What they offer is not what the Lions need in 2020, however. And as short-term solutions, they’re creating more of a long-term problem than any one-year benefit could possibly provide Detroit. Signing Brady for one season at a fair market value of $30 million means the Lions will need a QB in 2021, and the exorbitant combination of paying Brady (or Brees) that much and also paying Matthew Stafford $10 million more not to play for the Lions this year than to play — thanks to his recent restructure, that’s the poison pill — the team won’t be able to add any help at any other position.
If you are a believer that quarterback was the biggest problem on the Lions in 2019, even when Stafford was healthy, then chasing after a legend for a swan song makes some sense. Otherwise, it’s completely pointless for both the Lions and the players themselves to pay a past-his-prime QB for a one-year bandaid while also paying Stafford $10 million extra to go away.
Derrick Henry
I just wrote about Henry and his potential as a Lions target in free agency. He’s certainly an alluring prospect as the reigning NFL rushing champion. The way he carried (no pun intended) the Titans all the way to the AFC Championship game was eye-opening.
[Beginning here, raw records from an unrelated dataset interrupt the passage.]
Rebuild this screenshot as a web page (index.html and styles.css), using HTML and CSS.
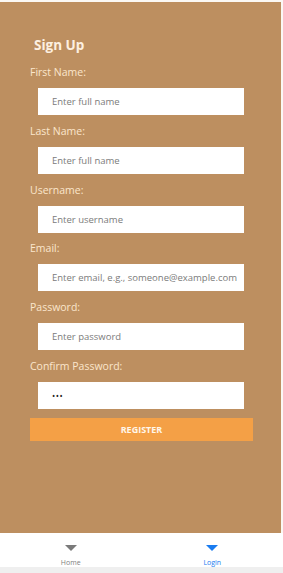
FILE: index.html
```html
<html lang="en">

<head>
    <meta charset="UTF-8">
    <meta name="viewport" content="width=device-width, initial-scale=1.0">
    <title>Sign Up</title>
    <link rel="stylesheet" href="styles.css">
</head>

<body>
    <div class="screen">
        <form class="signup">
            <h1 class="title">Sign Up</h1>

            <label class="label">First Name:</label>
            <input class="field" type="text" placeholder="Enter full name">

            <label class="label">Last Name:</label>
            <input class="field" type="text" placeholder="Enter full name">

            <label class="label">Username:</label>
            <input class="field" type="text" placeholder="Enter username">

            <label class="label">Email:</label>
            <input class="field" type="text" placeholder="Enter email, e.g., someone@example.com">

            <label class="label">Password:</label>
            <input class="field" type="password" placeholder="Enter password">

            <label class="label">Confirm Password:</label>
            <input class="field" type="password" value="abc">

            <button class="register" type="button">REGISTER</button>
        </form>
    </div>
    <div class="tabbar">
        <div class="tab">
            <svg class="tab-icon" width="12" height="7" viewBox="0 0 12 7"><path d="M0 0 H12 L6 6 Z" fill="#7a7a7a"/></svg>
            <span class="tab-text">Home</span>
        </div>
        <div class="tab active">
            <svg class="tab-icon" width="12" height="7" viewBox="0 0 12 7"><path d="M0 0 H12 L6 6 Z" fill="#1a7cf0"/></svg>
            <span class="tab-text">Login</span>
        </div>
    </div>
    <div class="bottom-strip"></div>
</body>

</html>
```

FILE: styles.css
```css
html,
body {
    margin: 0;
    padding: 0;
    width: 283px;
    height: 573px;
    background-color: #fbf8f4;
    font-family: "Open Sans", "Liberation Sans", sans-serif;
    overflow: hidden;
}

.screen {
    width: 281px;
    height: 531px;
    margin-top: 2px;
    background-color: #bd8f60;
    box-sizing: border-box;
    padding-top: 34px;
}

.signup {
    display: flex;
    flex-direction: column;
    align-items: flex-start;
    padding-left: 30px;
    margin: 0;
}

.title {
    margin: 0 0 11px 4px;
    font-size: 13.5px;
    line-height: 18px;
    font-weight: 700;
    color: #fdf0e0;
}

.label {
    font-size: 10.5px;
    line-height: 14px;
    color: #fbe6cc;
    margin-bottom: 9px;
}

.field {
    width: 206px;
    height: 27px;
    margin: 0 0 8.8px 8px;
    border: none;
    outline: none;
    box-sizing: border-box;
    padding: 0 0 0 14px;
    background-color: #fff;
    font-family: "Open Sans", "Liberation Sans", sans-serif;
    font-size: 9.5px;
    color: #222;
}

.field::placeholder {
    color: #7b7b7b;
}

.field[type="password"] {
    font-size: 8.5px;
    letter-spacing: 0.5px;
}

.field[type="password"]::placeholder {
    font-size: 9.5px;
    letter-spacing: 0;
}

.register {
    width: 223px;
    height: 23px;
    border: none;
    background-color: #f4a046;
    color: #fff6ea;
    font-family: "Open Sans", "Liberation Sans", sans-serif;
    font-size: 9px;
    font-weight: 700;
    padding: 0;
}

.tabbar {
    height: 34px;
    display: flex;
    background-color: #fff;
}

.tab {
    flex: 1;
    display: flex;
    flex-direction: column;
    align-items: center;
    padding-top: 12px;
}

.tab-icon {
    display: block;
}

.tab-text {
    font-size: 7px;
    line-height: 9px;
    margin-top: 6px;
    color: #808080;
}

.tab.active .tab-text {
    color: #1a7cf0;
}

.bottom-strip {
    height: 6px;
    background-color: #efefef;
}
```
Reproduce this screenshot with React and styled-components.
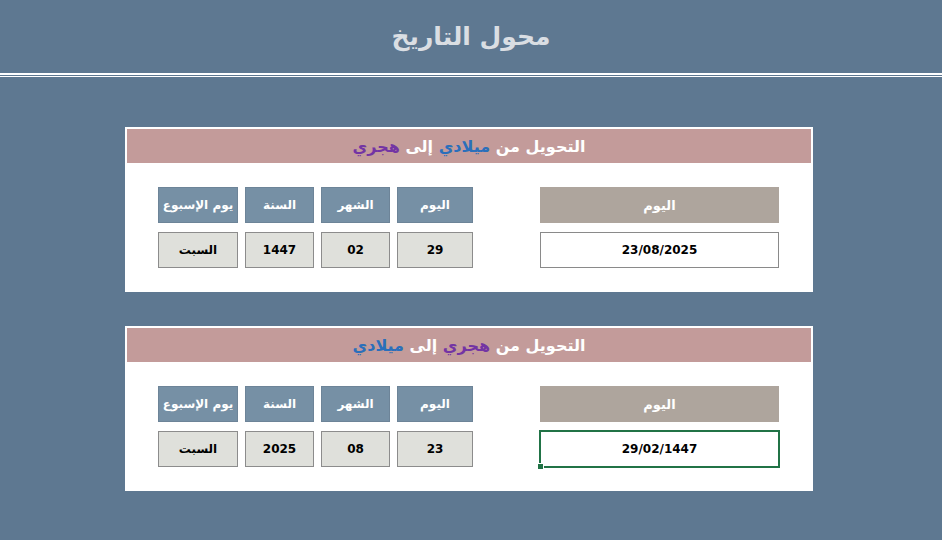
import React from "react";
import styled, { createGlobalStyle } from "styled-components";

const GlobalStyle = createGlobalStyle`
  html, body {
    margin: 0;
    padding: 0;
    background: #5e7891;
  }
  body {
    font-family: "DejaVu Sans", "Noto Sans", sans-serif;
    min-height: 540px;
  }
`;

const Page = styled.div`
  width: 942px;
  min-height: 540px;
  background: #5e7891;
`;

const TitleBar = styled.header`
  height: 73px;
  display: flex;
  align-items: center;
  justify-content: center;
  direction: rtl;
  color: #dadee3;
  font-size: 25px;
  font-weight: 700;
`;

const Rule = styled.div`
  height: 1px;
  border-top: 2px solid #ffffff;
  border-bottom: 1px solid #ffffff;
`;

const Cards = styled.main`
  display: flex;
  flex-direction: column;
  gap: 34px;
  padding: 50px 0 0 125px;
`;

const Card = styled.section`
  width: 688px;
  box-sizing: border-box;
  padding: 2px;
  background: #ffffff;
`;

const CardHeader = styled.h2`
  margin: 0;
  height: 34px;
  display: flex;
  align-items: center;
  justify-content: center;
  direction: rtl;
  background: #c39b9a;
  color: #ffffff;
  font-size: 16px;
  font-weight: 700;
  white-space: pre;
`;

const Accent = styled.span`
  color: ${(p) => (p.$tone === "blue" ? "#2a6fbb" : "#7334a4")};
`;

const CardBody = styled.div`
  display: flex;
  justify-content: space-between;
  padding: 24px 32px 22px 31px;
`;

const Fields = styled.div`
  display: grid;
  grid-template-columns: 80px 69px 69px 76px;
  grid-auto-rows: 36px;
  column-gap: 7px;
  row-gap: 9px;
`;

const Cell = styled.div`
  box-sizing: border-box;
  display: flex;
  align-items: center;
  justify-content: center;
  direction: rtl;
  border: 1px solid ${(p) => (p.$head ? "#6d8498" : "#8c8c8c")};
  background: ${(p) => (p.$head ? "#7690a5" : "#dfe0db")};
  color: ${(p) => (p.$head ? "#ffffff" : "#000000")};
  font-size: ${(p) => (p.$head ? "12px" : "12px")};
  font-weight: 700;
  white-space: nowrap;
  overflow: hidden;
`;

const DateColumn = styled.div`
  display: grid;
  grid-template-columns: 239px;
  grid-auto-rows: 36px;
  row-gap: 9px;
`;

const DateLabel = styled.div`
  display: flex;
  align-items: center;
  justify-content: center;
  background: #aea59d;
  color: #ffffff;
  font-size: 13px;
  font-weight: 700;
`;

const DateInput = styled.div`
  position: relative;
  box-sizing: border-box;
  display: flex;
  align-items: center;
  justify-content: center;
  background: #ffffff;
  border: ${(p) => (p.$active ? "2px solid #217346" : "1px solid #8a8a8a")};
  margin: ${(p) => (p.$active ? "-1px -1px 0 -1px" : "0")};
  height: ${(p) => (p.$active ? "38px" : "36px")};
  color: #000000;
  font-size: 12px;
  font-weight: 700;
`;

/* Excel-style fill handle on the selected cell */
const FillHandle = styled.span`
  position: absolute;
  left: -4px;
  bottom: -4px;
  width: 5px;
  height: 5px;
  background: #217346;
  border: 1px solid #ffffff;
`;

const heads = ["يوم الإسبوع", "السنة", "الشهر", "اليوم"];

function Converter({ from, to, fromTone, toTone, values, date, active }) {
  return (
    <Card>
      <CardHeader>
        {"التحويل من "}
        <Accent $tone={fromTone}>{from}</Accent>
        {" إلى "}
        <Accent $tone={toTone}>{to}</Accent>
      </CardHeader>
      <CardBody>
        <Fields>
          {heads.map((h) => (
            <Cell $head key={h}>
              {h}
            </Cell>
          ))}
          {values.map((v, i) => (
            <Cell key={i}>{v}</Cell>
          ))}
        </Fields>
        <DateColumn>
          <DateLabel>اليوم</DateLabel>
          <DateInput $active={active}>
            {date}
            {active && <FillHandle />}
          </DateInput>
        </DateColumn>
      </CardBody>
    </Card>
  );
}

export default function App() {
  return (
    <Page>
      <GlobalStyle />
      <TitleBar>محول التاريخ</TitleBar>
      <Rule />
      <Cards>
        <Converter
          from="ميلادي"
          to="هجري"
          fromTone="blue"
          toTone="purple"
          values={["السبت", "1447", "02", "29"]}
          date="23/08/2025"
        />
        <Converter
          from="هجري"
          to="ميلادي"
          fromTone="purple"
          toTone="blue"
          values={["السبت", "2025", "08", "23"]}
          date="29/02/1447"
          active
        />
      </Cards>
    </Page>
  );
}
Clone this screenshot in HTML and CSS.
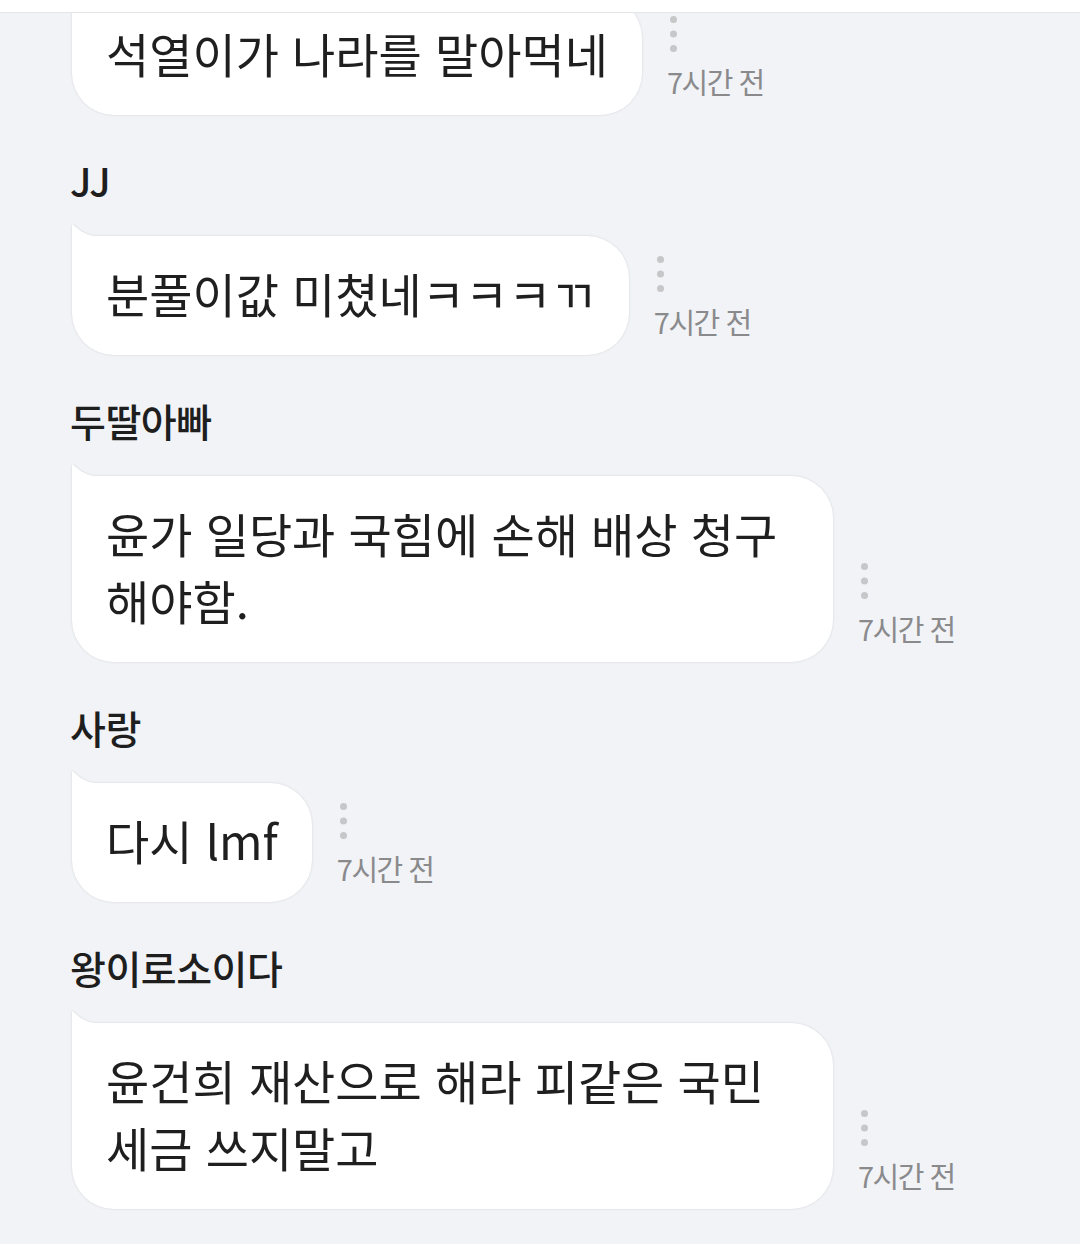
FILE: index.html
```html
<!DOCTYPE html>
<html lang="ko">
<head>
    <meta charset="UTF-8">
    <meta name="viewport" content="width=device-width, initial-scale=1.0">
    <title>댓글</title>
    <link rel="stylesheet" href="styles.css">
</head>
<body>
    <div class="topbar"></div>

    <div class="feed">
        <div class="comment first">
            <div class="row">
                <div class="bubble">석열이가 나라를 말아먹네</div>
                <div class="side">
                    <svg class="more" width="7" height="36" viewBox="0 0 7 36"><circle cx="3.5" cy="3.5" r="3.5"/><circle cx="3.5" cy="18" r="3.5"/><circle cx="3.5" cy="32.5" r="3.5"/></svg>
                    <span class="time">7시간 전</span>
                </div>
            </div>
        </div>

        <div class="comment">
            <div class="name">JJ</div>
            <div class="row">
                <div class="bubble">분풀이값 미쳤네ㅋㅋㅋㄲ</div>
                <div class="side">
                    <svg class="more" width="7" height="36" viewBox="0 0 7 36"><circle cx="3.5" cy="3.5" r="3.5"/><circle cx="3.5" cy="18" r="3.5"/><circle cx="3.5" cy="32.5" r="3.5"/></svg>
                    <span class="time">7시간 전</span>
                </div>
            </div>
        </div>

        <div class="comment">
            <div class="name">두딸아빠</div>
            <div class="row">
                <div class="bubble">윤가 일당과 국힘에 손해 배상 청구 해야함.</div>
                <div class="side">
                    <svg class="more" width="7" height="36" viewBox="0 0 7 36"><circle cx="3.5" cy="3.5" r="3.5"/><circle cx="3.5" cy="18" r="3.5"/><circle cx="3.5" cy="32.5" r="3.5"/></svg>
                    <span class="time">7시간 전</span>
                </div>
            </div>
        </div>

        <div class="comment">
            <div class="name">사랑</div>
            <div class="row">
                <div class="bubble">다시 lmf</div>
                <div class="side">
                    <svg class="more" width="7" height="36" viewBox="0 0 7 36"><circle cx="3.5" cy="3.5" r="3.5"/><circle cx="3.5" cy="18" r="3.5"/><circle cx="3.5" cy="32.5" r="3.5"/></svg>
                    <span class="time">7시간 전</span>
                </div>
            </div>
        </div>

        <div class="comment">
            <div class="name">왕이로소이다</div>
            <div class="row">
                <div class="bubble">윤건희 재산으로 해라 피같은 국민 세금 쓰지말고</div>
                <div class="side">
                    <svg class="more" width="7" height="36" viewBox="0 0 7 36"><circle cx="3.5" cy="3.5" r="3.5"/><circle cx="3.5" cy="18" r="3.5"/><circle cx="3.5" cy="32.5" r="3.5"/></svg>
                    <span class="time">7시간 전</span>
                </div>
            </div>
        </div>
    </div>
</body>
</html>
```

FILE: styles.css
```css
body {
    margin: 0;
    padding: 0;
    background: #f2f3f7;
    font-family: "Noto Sans CJK KR", "Noto Sans", sans-serif;
    color: #1f1f1f;
    min-height: 1244px;
}
.topbar {
    position: fixed;
    top: 0;
    left: 0;
    right: 0;
    height: 12px;
    background: #ffffff;
    border-bottom: 1px solid #e4e5e9;
    z-index: 2;
}
.feed {
    padding-left: 72px;
    margin-top: -4px;
}
.comment {
    padding-top: 40px;
}
.comment.first {
    padding-top: 0;
}
.name {
    margin-left: -2px;
    font-size: 39px;
    font-weight: 500;
    line-height: 50px;
    letter-spacing: -0.5px;
    color: #1e1e1e;
    margin-bottom: 31px;
}
.row {
    display: flex;
    align-items: stretch;
}
.bubble {
    position: relative;
    max-width: 761px;
    box-sizing: border-box;
    padding: 23px 34px 29px;
    background: #ffffff;
    border-radius: 0 42px 42px 42px;
    font-size: 47px;
    line-height: 67px;
    word-break: keep-all;
    filter: drop-shadow(0 0 1px rgba(0, 0, 0, 0.13));
}
.bubble::before {
    content: "";
    position: absolute;
    top: -12px;
    left: 0;
    width: 26px;
    height: 13px;
    background: #ffffff;
    clip-path: polygon(0 0, 15% 25%, 35% 55%, 60% 80%, 100% 100%, 0 100%);
}
.side {
    display: flex;
    flex-direction: column;
    justify-content: flex-end;
    align-items: flex-start;
    margin-left: 25px;
    padding-bottom: 16px;
}
.more {
    fill: #c7c7c9;
    margin-left: 3px;
    margin-bottom: 11px;
}
.time {
    font-size: 29px;
    line-height: 36px;
    letter-spacing: -1.5px;
    color: #8a8a8c;
    white-space: nowrap;
}
```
Henry’s a great player. He will be compensated as such, and that’s the problem for the Titans. If Tennessee is reluctant to lock him up after all Henry did for them the last two seasons, that’s a flag that Henry is poised to exceed his contract value.
Overpaying for a position with such a short shelf-life simply doesn’t make sense. There’s too much risk involved in building around a unique RB with the volume of carries Henry has on his legs already with such an expected hefty contract.
Joe Schobert
Schobert is the best off-ball LB in the free agent class. He’s arguably the best coverage LB in the league, and he proved in 2019 he can handle being more of a playmaker. So why wouldn’t the Lions want a player who has averaged over 125 tackles a year in the last three seasons while providing great coverage and some ability to generate pressure off the blitz?
Part of the reason is the current investment in his position. The Lions just gave Christian Jones a contract extension. They drafted Jahlani Tavai in the second round last April and Tavai played well enough the coaching staff trusted him to call the complex defense. Devon Kennard is the JACK, with young Austin Bryant grooming under him in a role that Schobert doesn’t really play anyway. Jarrad Davis still looms, too.
Part of the reason is the expected contract. Recent contracts signed by Shaq Thompson and Kwon Alexander put Schobert’s presumed asking price in the $14-$16 million per year range. That’s an awful lot of money for an off-ball LB who almost never made “splash” plays until his contract season, a player who led the NFL in missed tackles in 2018 and tops the league-wide list over the last three years, too.
Trae Waynes
The longtime Vikings cornerback has been a steady coverage man in his five NFL seasons, but Waynes has never quite made the proverbial next step. There is value in what Waynes, Minnesota’s first-round pick in 2015 out of Michigan State, offers to potential suitors.
When the best thing a cornerback offers is reliable tackling in the run game — and Waynes does that as well as anyone — it’s probably not a smart idea to trust him as an island corner in man coverage. That’s what the Lions defense needs opposite, or perhaps in place of, Darius Slay. Another tenet of the Lions defense is to not surrender big plays, and that’s really not Waynes’ game.
Per Pro Football Focus stats, Waynes has given up 16 TD passes in the last four seasons, including five last year. His QB Rating allowed when targeted of 109.9 was worse than Justin Coleman in his first year as a prominent Lions free agent. Coleman was not impressive and not worth the hefty contract he received from Detroit. This is where Quinn and Patricia show they can learn from their prior errors.
If he were better and offered more long-term promise, the Vikings would have made more of an effort to keep Waynes. There are other, more appealing CB options on the market for what figures to be less of a financial commitment.